__What the exercise asks__
Where does the string "screenshot" appear? Copy every line of the entries below that holds it.

__Input material__

----

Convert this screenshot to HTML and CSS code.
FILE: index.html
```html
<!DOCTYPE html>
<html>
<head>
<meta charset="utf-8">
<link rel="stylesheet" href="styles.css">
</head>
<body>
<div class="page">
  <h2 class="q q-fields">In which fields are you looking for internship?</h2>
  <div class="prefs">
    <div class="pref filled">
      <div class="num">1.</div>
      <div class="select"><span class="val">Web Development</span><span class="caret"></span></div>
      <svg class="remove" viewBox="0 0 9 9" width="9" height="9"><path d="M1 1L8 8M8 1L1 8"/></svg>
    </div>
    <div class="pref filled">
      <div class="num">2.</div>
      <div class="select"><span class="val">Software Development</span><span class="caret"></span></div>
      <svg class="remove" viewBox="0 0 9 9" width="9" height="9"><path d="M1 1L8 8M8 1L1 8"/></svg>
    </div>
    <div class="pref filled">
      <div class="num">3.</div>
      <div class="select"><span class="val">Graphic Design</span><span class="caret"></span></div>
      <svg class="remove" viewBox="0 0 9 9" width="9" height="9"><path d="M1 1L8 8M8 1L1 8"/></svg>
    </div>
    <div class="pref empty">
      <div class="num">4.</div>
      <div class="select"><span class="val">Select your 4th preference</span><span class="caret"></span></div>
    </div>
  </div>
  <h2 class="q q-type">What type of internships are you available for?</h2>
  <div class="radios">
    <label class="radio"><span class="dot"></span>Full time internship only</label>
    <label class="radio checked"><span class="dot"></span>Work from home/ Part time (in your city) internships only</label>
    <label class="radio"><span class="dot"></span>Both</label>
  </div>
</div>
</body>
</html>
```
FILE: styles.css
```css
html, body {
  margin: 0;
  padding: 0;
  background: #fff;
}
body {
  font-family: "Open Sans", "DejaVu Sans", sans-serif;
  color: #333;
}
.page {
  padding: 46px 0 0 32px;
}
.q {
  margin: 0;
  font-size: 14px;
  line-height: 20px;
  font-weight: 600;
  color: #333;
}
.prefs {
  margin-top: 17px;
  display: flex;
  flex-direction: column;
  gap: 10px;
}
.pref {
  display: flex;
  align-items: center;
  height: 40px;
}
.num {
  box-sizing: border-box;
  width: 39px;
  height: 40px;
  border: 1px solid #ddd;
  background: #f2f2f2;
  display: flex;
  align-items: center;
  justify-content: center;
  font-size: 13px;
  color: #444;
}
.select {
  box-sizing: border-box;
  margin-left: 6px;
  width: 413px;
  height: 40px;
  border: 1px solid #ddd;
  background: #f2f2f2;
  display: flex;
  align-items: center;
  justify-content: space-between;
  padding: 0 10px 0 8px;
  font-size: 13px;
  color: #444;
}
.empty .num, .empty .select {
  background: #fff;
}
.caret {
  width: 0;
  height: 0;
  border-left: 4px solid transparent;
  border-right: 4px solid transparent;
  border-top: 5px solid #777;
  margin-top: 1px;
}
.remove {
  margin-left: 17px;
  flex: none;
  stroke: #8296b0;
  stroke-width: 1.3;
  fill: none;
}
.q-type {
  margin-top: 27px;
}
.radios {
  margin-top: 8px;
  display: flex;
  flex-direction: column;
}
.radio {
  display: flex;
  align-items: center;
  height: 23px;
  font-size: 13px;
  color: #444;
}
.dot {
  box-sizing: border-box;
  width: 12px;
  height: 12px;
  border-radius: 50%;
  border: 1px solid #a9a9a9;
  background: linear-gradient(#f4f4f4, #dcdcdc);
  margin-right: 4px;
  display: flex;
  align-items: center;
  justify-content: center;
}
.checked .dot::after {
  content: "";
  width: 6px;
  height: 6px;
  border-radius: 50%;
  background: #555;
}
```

----

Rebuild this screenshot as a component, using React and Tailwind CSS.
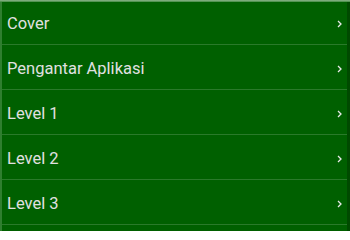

----

__Reply to the exercise__
Convert this screenshot to HTML and CSS code.
Rebuild this screenshot as a component, using React and Tailwind CSS.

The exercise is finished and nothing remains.